Any one bearing is made up with rollers taken from only one bin. Thus there is no possibility of any roller in one bearing differing in diameter from any other roller in the same bearing by more than .00025 in.

Every one of the large output of rollers is individually subjected to a light test, in addition to the inspection already mentioned. The same care is devoted to balls.

These are formed by cold heading, then they are normalized by heat treatment and ground, while soft, between rotating faces to within about .002 in. Next, they are hardened, rough-ground in the same machine, and finish-ground in a machine, which incorporates a disc provided with a number of concentric grooves on its face. This rotates against the face of a grinding wheel, and a device is embodied which constantly moves the balls from one groove to another, and ensures that every ball makes a complete journey around every groove on the disc. Finally, they are polished in a rotating barrel with a fine abrasive.

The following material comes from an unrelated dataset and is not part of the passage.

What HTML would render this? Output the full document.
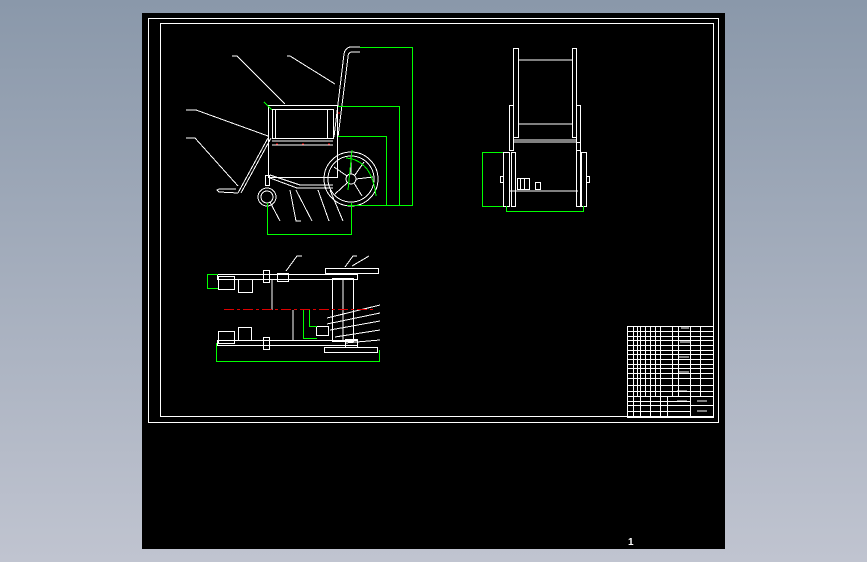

The roller cages are simple presswork, the cup being first

formed from strip, then slotted and next the edges of the slots are given a radius, similar to that of the roller. Assembly is by hand, and afterwards the cage is compressed so that the rollers cannot drop out of it. The ball bearings are assembled in a dustproof room, it being necessary to ensure that no foreign matter enters the race, because, should this occur, it cannot work out again, as it can from the tapered-roller-bearing.

Every bearing, before being passed out, is run before a microphone so that excessive noise is detected, whilst all are tested under an overload for one minute prior to final inspection, greasing and wrapping, ready for dispatch.

Every day one bearing (or possibly more) is taken from output and measured from first principles. For this, Johansson gauges, Zeiss optimeters and other precision apparatus are used. Indeed, such a degree of accuracy is afforded that on the screen on which the measurements are made an actual difference of a tenth of a thousandth appears as an inch.